En janvier dernier, des centaines de personnes se sont déplacées à Niamey, la capitale du Niger, pour soutenir le retrait de leur pays de la CEDEAO, brandissant du même coup des affiches d’appui à l’Alliance des États du Sahel (AES).
Photo : AFP / VIA GETTY IMAGES / HAMA BOUREIMA
Le Niger a également poussé les soldats américains vers la sortie, tandis que le Mali a fait de même avec la mission de l’ONU, la MINUSMA.
Ces trois pays font face depuis des années à des violences djihadistes meurtrières, en particulier dans la zone dite des trois frontières
, où des groupes liés à Al-Qaïda et à État islamique tuent civils et soldats dans des attaques et entraînent le déplacement de millions de personnes.
Outre la coopération militaire, cette confédération – dont le Mali prend la présidence pour un an – doit permettre de mutualiser les moyens dans des secteurs jugés stratégiques tels que l’agriculture, l’eau, l’énergie ou encore les transports, de même que la création d’une banque d’investissement de l’AES.

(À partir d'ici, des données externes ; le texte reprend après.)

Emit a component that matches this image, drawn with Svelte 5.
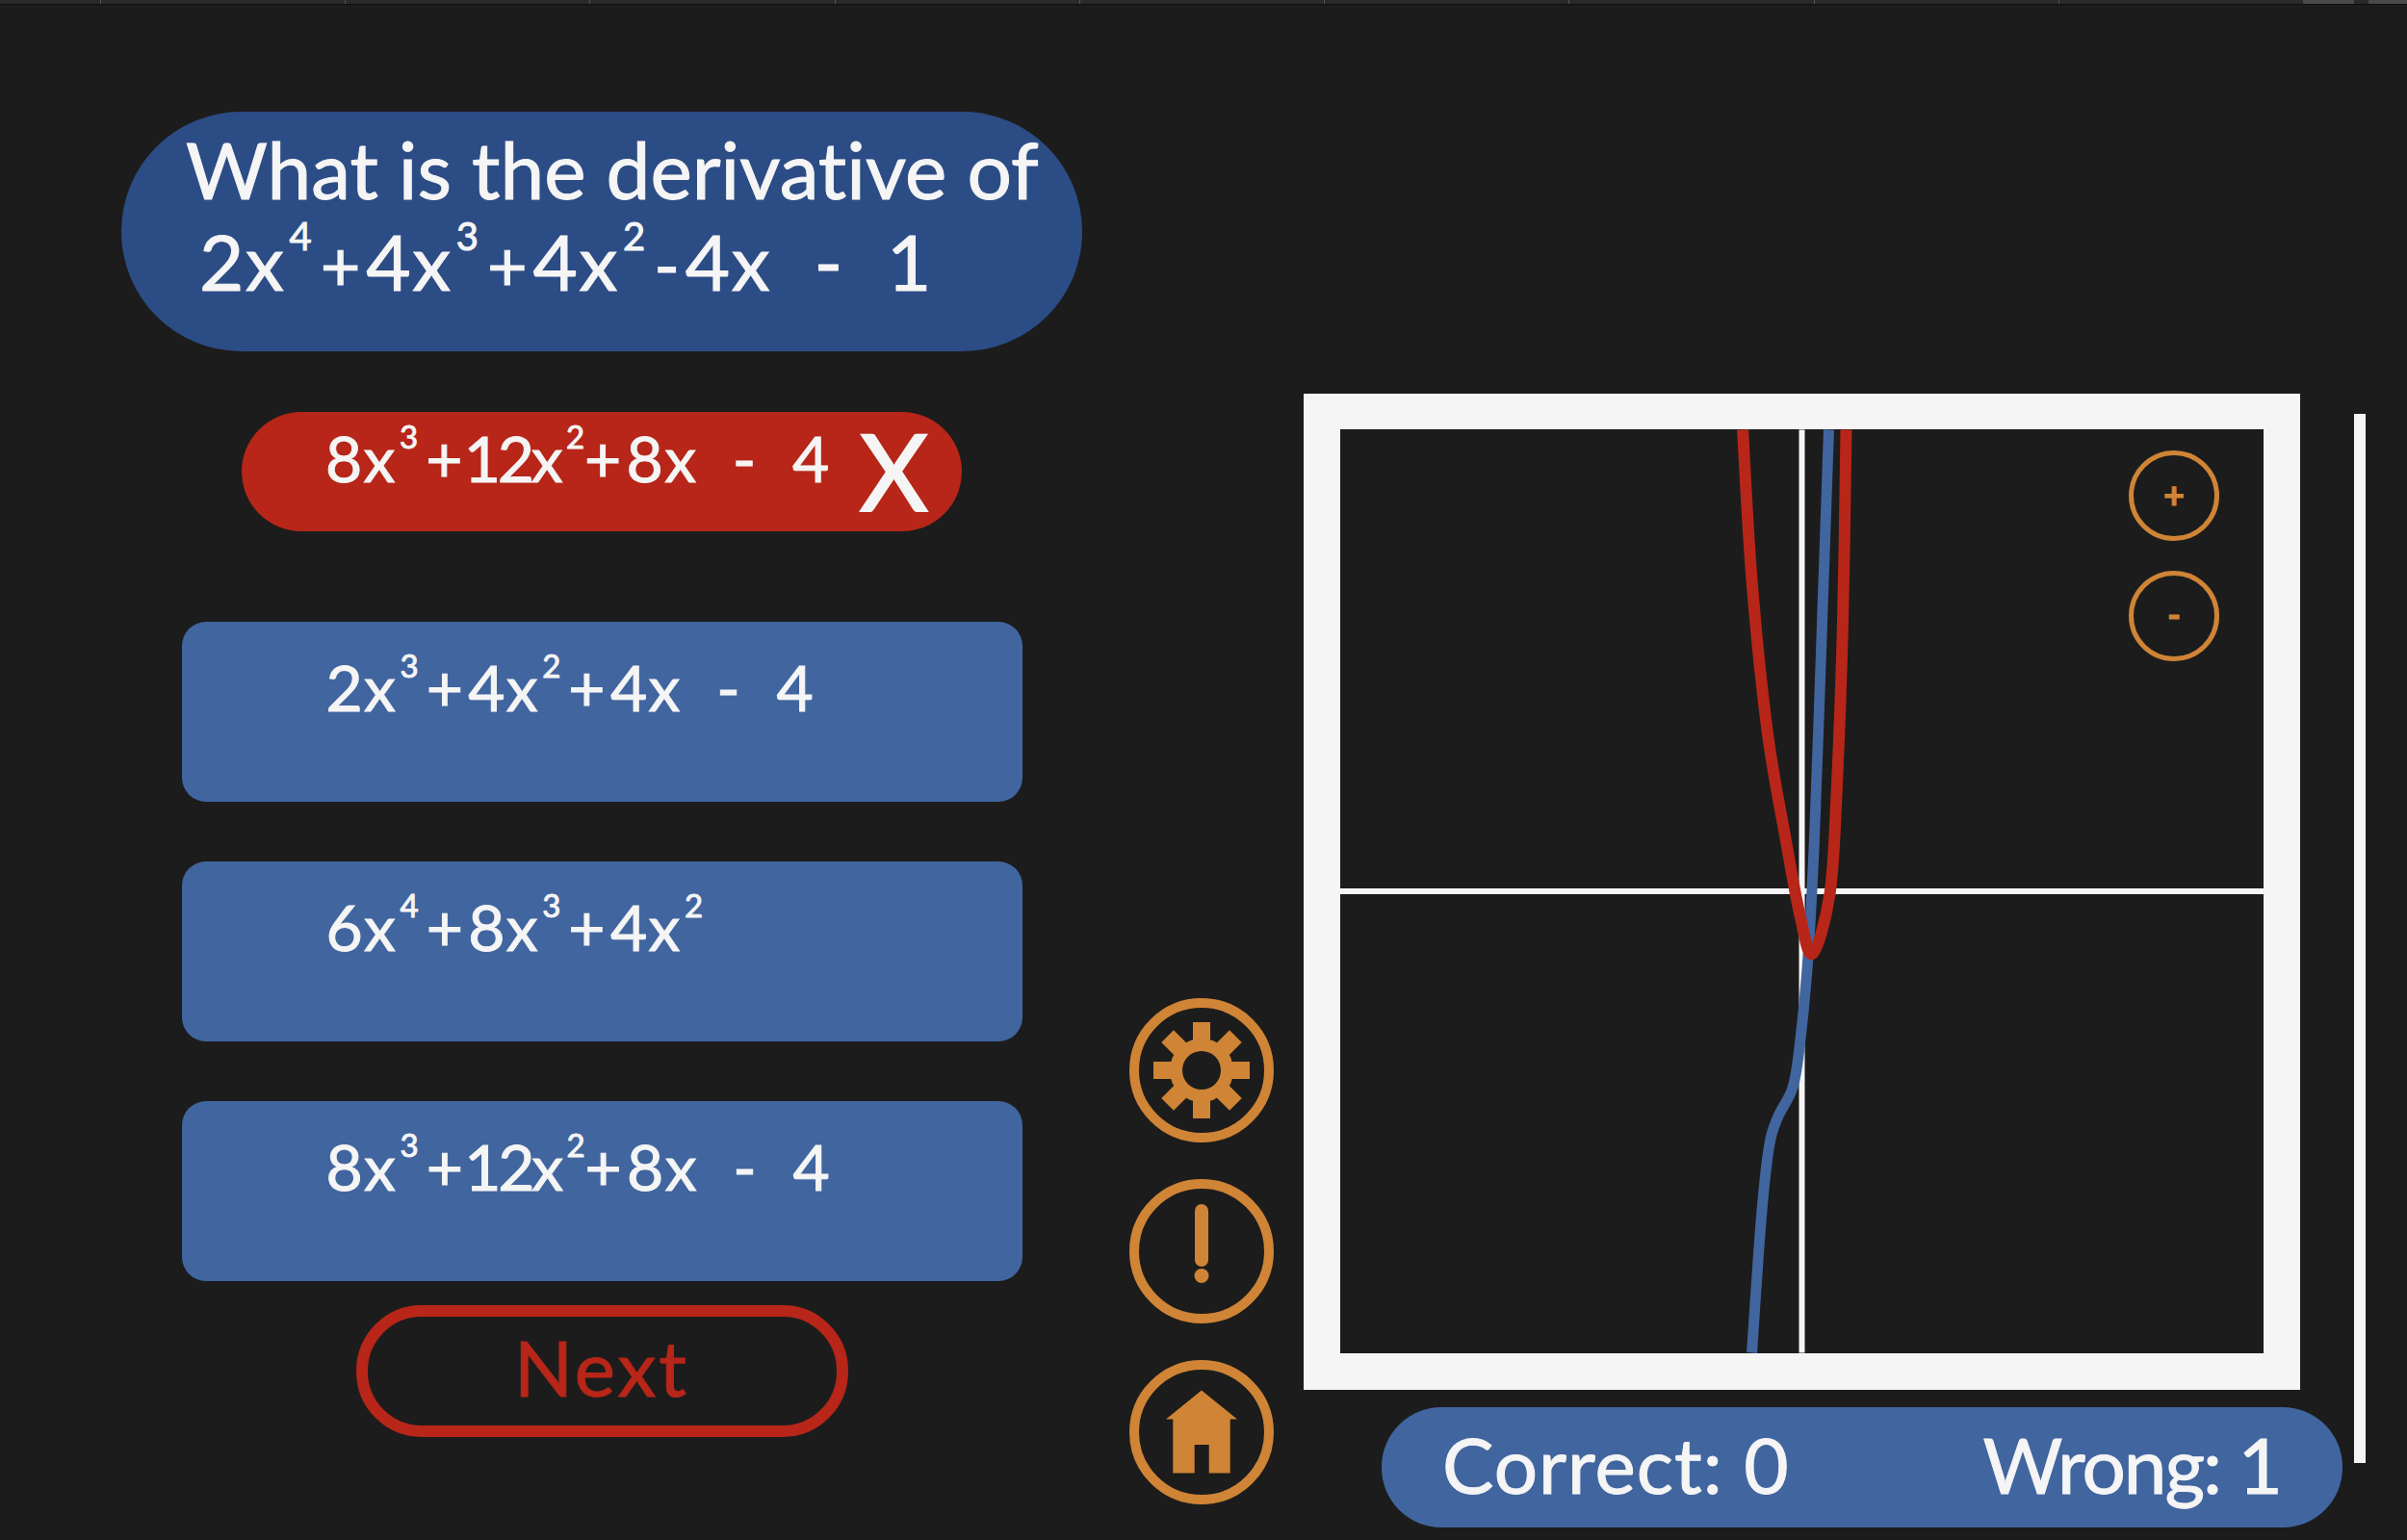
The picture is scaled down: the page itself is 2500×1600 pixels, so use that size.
<script>
  const question = [["2x", "4"], ["+", ""], ["4x", "3"], ["+", ""], ["4x", "2"], ["-", ""], ["4x", ""], ["  -  1", ""]];

  const answers = [
    [["2x", "3"], ["+", ""], ["4x", "2"], ["+", ""], ["4x", ""], ["  -  4", ""]],
    [["6x", "4"], ["+", ""], ["8x", "3"], ["+", ""], ["4x", "2"]],
    [["8x", "3"], ["+", ""], ["12x", "2"], ["+", ""], ["8x", ""], ["  -  4", ""]],
  ];

  const picked = [["8x", "3"], ["+", ""], ["12x", "2"], ["+", ""], ["8x", ""], ["  -  4", ""]];

  const ticks = Array(9).fill(0);

  const redPoints = [[418.5, 0], [428, 157], [444, 313], [463, 425], [478, 505], [491, 545], [509, 483], [516, 380], [522.5, 202], [526, 0]];
  const bluePoints = [[508, 0], [501, 202], [493, 425], [486, 554], [478, 638], [470.5, 684], [455, 715], [446, 745], [437.6, 822], [428, 960]];

  // catmull-rom through the sampled points
  function smooth(pts) {
    let d = `M${pts[0][0]} ${pts[0][1]}`;
    for (let i = 0; i < pts.length - 1; i++) {
      const p0 = pts[i - 1] || pts[i];
      const p1 = pts[i];
      const p2 = pts[i + 1];
      const p3 = pts[i + 2] || p2;
      const c1x = p1[0] + (p2[0] - p0[0]) / 6;
      const c1y = p1[1] + (p2[1] - p0[1]) / 6;
      const c2x = p2[0] - (p3[0] - p1[0]) / 6;
      const c2y = p2[1] - (p3[1] - p1[1]) / 6;
      d += ` C${c1x} ${c1y} ${c2x} ${c2y} ${p2[0]} ${p2[1]}`;
    }
    return d;
  }
</script>

{#snippet poly(parts)}
  {#each parts as part}<span class="term" class:op={part[0] === "+" || part[0] === "-"} class:tight={part[0] === "12x"}>{part[0]}</span>{#if part[1]}<sup class:tight-sup={part[0] === "12x"}>{part[1]}</sup>{/if}{/each}
{/snippet}

<div class="topbar">
  <div class="tabs">
    {#each ticks as _}
      <span class="tick"></span>
    {/each}
  </div>
  <span class="thumb"></span>
  <span class="thumb thumb-end"></span>
</div>

<main class="page">
  <section class="quiz">
    <div class="question">
      <div class="q-line q-title">What is the derivative of</div>
      <div class="q-line q-poly">{@render poly(question)}</div>
    </div>

    <div class="picked">
      <span class="poly">{@render poly(picked)}</span>
      <span class="cross">X</span>
    </div>

    {#each answers as answer}
      <button class="answer"><span class="poly">{@render poly(answer)}</span></button>
    {/each}

    <button class="next">Next</button>
  </section>

  <nav class="icons">
    <svg viewBox="0 0 150 150" class="icon">
      <circle cx="75" cy="75" r="70" class="ring" />
      <circle cx="75" cy="75" r="26.5" class="gear" />
      {#each [0, 45, 90, 135] as angle}
        <rect x="25" y="66" width="100" height="18" transform="rotate({angle} 75 75)" />
      {/each}
      <circle cx="75" cy="75" r="20" class="hole" />
    </svg>
    <svg viewBox="0 0 150 150" class="icon">
      <circle cx="75" cy="75" r="70" class="ring" />
      <rect x="68" y="26" width="14" height="65" rx="7" />
      <circle cx="75" cy="100.5" r="7.5" />
    </svg>
    <svg viewBox="0 0 150 150" class="icon">
      <circle cx="75" cy="75" r="70" class="ring" />
      <path d="M75 31.5 L112 61.5 H104.7 V117.5 H82.7 V88 H67.7 V117.5 H45.3 V61.5 H38 Z" />
    </svg>
  </nav>

  <section class="graph">
    <div class="frame">
      <div class="plot">
        <svg viewBox="0 0 960 960" class="curves">
          <line x1="480" y1="0" x2="480" y2="960" class="axis" />
          <line x1="0" y1="480" x2="960" y2="480" class="axis" />
          <path d={smooth(bluePoints)} class="blue" />
          <path d={smooth(redPoints)} class="red" />
        </svg>
        <div class="zoom">
          <button class="zoom-btn">+</button>
          <button class="zoom-btn">-</button>
        </div>
      </div>
    </div>
    <div class="score">
      <span>Correct: 0</span>
      <span class="wrong">Wrong: 1</span>
    </div>
  </section>

  <div class="scrollbar"></div>
</main>

<style>
  :global(body) {
    margin: 0;
    background: #1c1c1c;
  }

  .topbar {
    height: 4px;
    background: #2a2a2a;
    border-bottom: 1px solid #0e0e0e;
    display: flex;
  }

  .tabs {
    width: 2392px;
    display: flex;
    padding-left: 104px;
    box-sizing: border-box;
  }

  .tick {
    width: 254px;
    border-left: 1px solid #555;
  }

  .thumb {
    width: 53px;
    background: #4a4a4a;
  }

  .thumb-end {
    width: 40px;
    margin-left: 15px;
  }

  .page {
    width: 2500px;
    height: 1595px;
    display: flex;
    font-family: "Lato", "Noto Sans", sans-serif;
    font-variant-ligatures: none;
    -webkit-text-stroke: 1px currentColor;
    color: #f5f5f5;
    overflow: hidden;
  }

  .quiz {
    width: 998px;
    margin-left: 126px;
    padding-top: 111px;
    display: flex;
    flex-direction: column;
    align-items: center;
  }

  .question {
    box-sizing: border-box;
    width: 998px;
    height: 249px;
    padding: 10px 0 0 67px;
    border-radius: 125px;
    background: #2c4c85;
    font-size: 80px;
  }

  .q-line {
    height: 97px;
    white-space: pre;
  }

  .q-title {
    font-size: 82px;
  }

  .q-poly {
    padding-left: 14px;
  }

  .q-poly .op {
    font-size: 0.9em;
  }

  .poly {
    white-space: pre;
  }

  .term {
    white-space: pre;
    letter-spacing: 0.02em;
  }

  .op {
    margin: 0 0.06em;
  }

  .tight {
    margin-left: -0.06em;
    letter-spacing: -0.05em;
  }

  sup {
    font-size: 0.5em;
    line-height: 0;
    vertical-align: 1.05em;
    margin: 0 0.12em 0 0.1em;
  }

  .tight-sup {
    margin: 0 -0.12em 0 0.2em;
  }

  .picked {
    box-sizing: border-box;
    width: 748px;
    height: 124px;
    margin-top: 63px;
    padding: 8px 0 0 87px;
    border-radius: 62px;
    background: #b72618;
    font-size: 66px;
    display: flex;
  }

  .cross {
    font-size: 110px;
    line-height: 1;
    margin-left: 30px;
    margin-top: -3px;
    -webkit-text-stroke: 2px currentColor;
  }

  .answer {
    box-sizing: border-box;
    width: 873px;
    height: 187px;
    margin-top: 62px;
    padding: 28px 0 0 150px;
    border: 0;
    border-radius: 25px;
    background: #41659f;
    color: inherit;
    font: inherit;
    font-size: 66px;
    text-align: left;
    line-height: 80px;
    display: flex;
    align-items: flex-start;
  }

  .picked + .answer {
    margin-top: 94px;
  }

  .next {
    box-sizing: border-box;
    width: 511px;
    height: 137px;
    margin-top: 25px;
    padding: 0 0 10px;
    border: 12px solid #b72618;
    border-radius: 68px;
    background: none;
    color: #b72618;
    font: inherit;
    font-size: 80px;
    letter-spacing: 3px;
  }

  .icons {
    width: 150px;
    margin-left: 49px;
    padding-bottom: 37px;
    display: flex;
    flex-direction: column;
    justify-content: flex-end;
    gap: 38px;
  }

  .icon {
    display: block;
    width: 150px;
    height: 150px;
    fill: #cf8436;
  }

  .ring {
    fill: none;
    stroke: #cf8436;
    stroke-width: 10;
  }

  .gear {
    fill: none;
    stroke: #cf8436;
    stroke-width: 13;
  }

  .hole {
    fill: #1c1c1c;
  }

  .graph {
    width: 1079px;
    margin-left: 31px;
    padding-top: 404px;
  }

  .frame {
    box-sizing: border-box;
    width: 1035px;
    height: 1035px;
    padding: 37px 38px;
    background: #f5f5f5;
  }

  .plot {
    position: relative;
    width: 959px;
    height: 960px;
    background: #1c1c1c;
    overflow: hidden;
  }

  .curves {
    display: block;
    width: 100%;
    height: 100%;
    fill: none;
  }

  .axis {
    stroke: #f5f5f5;
    stroke-width: 6;
  }

  .blue {
    stroke: #41659f;
    stroke-width: 11;
  }

  .red {
    stroke: #b72618;
    stroke-width: 12;
  }

  .zoom {
    position: absolute;
    top: 22px;
    right: 46px;
    display: flex;
    flex-direction: column;
    gap: 31px;
  }

  .zoom-btn {
    box-sizing: border-box;
    width: 94px;
    height: 94px;
    padding: 0 0 4px;
    border: 5px solid #cf8436;
    border-radius: 50%;
    background: none;
    color: #cf8436;
    font: inherit;
    font-size: 38px;
    font-weight: 700;
  }

  .score {
    box-sizing: border-box;
    width: 998px;
    height: 125px;
    margin: 18px 0 0 81px;
    padding: 0 64px 8px 63px;
    border-radius: 62px;
    background: #41659f;
    font-size: 80px;
    letter-spacing: 1px;
    display: flex;
    justify-content: space-between;
    align-items: center;
  }

  .wrong {
    letter-spacing: -2px;
  }

  .scrollbar {
    width: 12px;
    height: 1090px;
    margin: 425px 0 0 12px;
    background: #f5f5f5;
  }
</style>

La question de la monnaie commune et d’une éventuelle sortie du franc CFA n’a pas été évoquée dans le communiqué final.
Samedi, l’organisation Reporters sans frontières (RSF) a alerté sur le fait que ce sommet survient dans un contexte difficile pour les médias
dans les pays de l’AES, où plusieurs journalistes ont été arrêtés ces derniers mois, au Mali et au Burkina notamment.